Finn Poschmann, research director at the C.D. Howe Research Institute, agrees. Since a trust isn’t a traditional corporation, it doesn’t have to follow the rules designed to protect shareholders.

Unitholders have less influence over the trust than they would have as shareholders in a corporation and there’s the danger of corrupt inside deals in a trust’s complex web of ownership and control. Annual reports needn’t be nearly as transparent.

Maybe that’s why the Canadian Association of Retired Persons, an association designed to serve older Canadians, actually commended Flaherty Wednesday.

That’s partly because Flaherty softened his policy by delaying the new tax hit for four years. This didn’t prevent trust units from falling, but it cushioned the blow. Flaherty also created valuable new tax breaks for retirees. But it’s also because, as CARP noted, trusts’ high payouts sometimes come “with high risk.”

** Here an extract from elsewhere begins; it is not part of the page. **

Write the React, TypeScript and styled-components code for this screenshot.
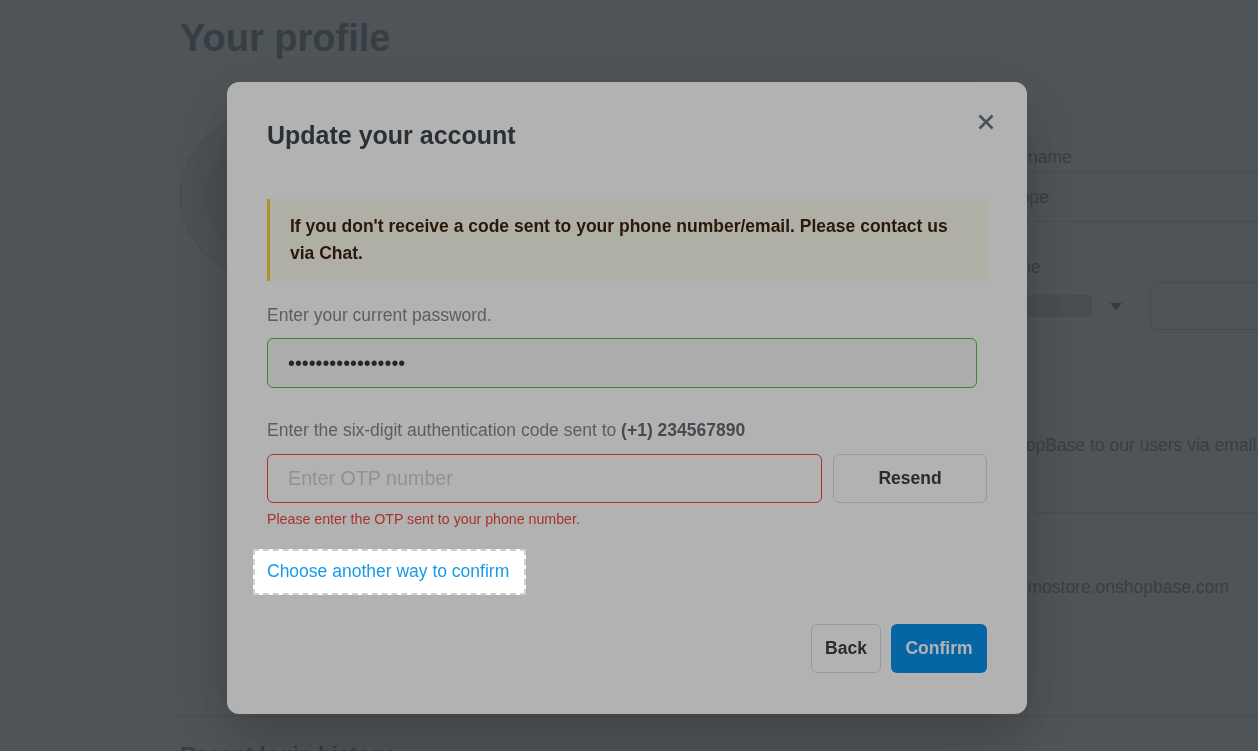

Many CARP members will still be angry, but it’s better that the trust boom be ended now with a dose of sensible tax policy than in another year or two in a financial scandal and tech-style meltdown.

2 comments

  • You’ll be happy to get all your tax revenue from the Telus Corporation in the following years. Based on their financial statements, they will not be paying tax until 2009 unless they can come up with some other fancy accounting. I am an average Canadian trying to save money to have a stable retirement some day without having to feed off the Government trough. Savers are a rare breed in this country. The Government took 25 Billion out of our pockets recently. I guess they want me to throw caution to the wind and spend like a drunken sailor without saving. My parents grew up in the depression and we never took a red cent from any Government hand outs. We contributed all our tax money to this Central Government and trust that they will spend our money wisely. They do not spend our money wisely. I have no more trust in this Government, I have no more money in trusts, I trust the new wave of immigrants will be willing to foot the tax bill like we were….don’t be too sure of that. Don’t put your trust in Corporations paying a significant proportion of taxes either.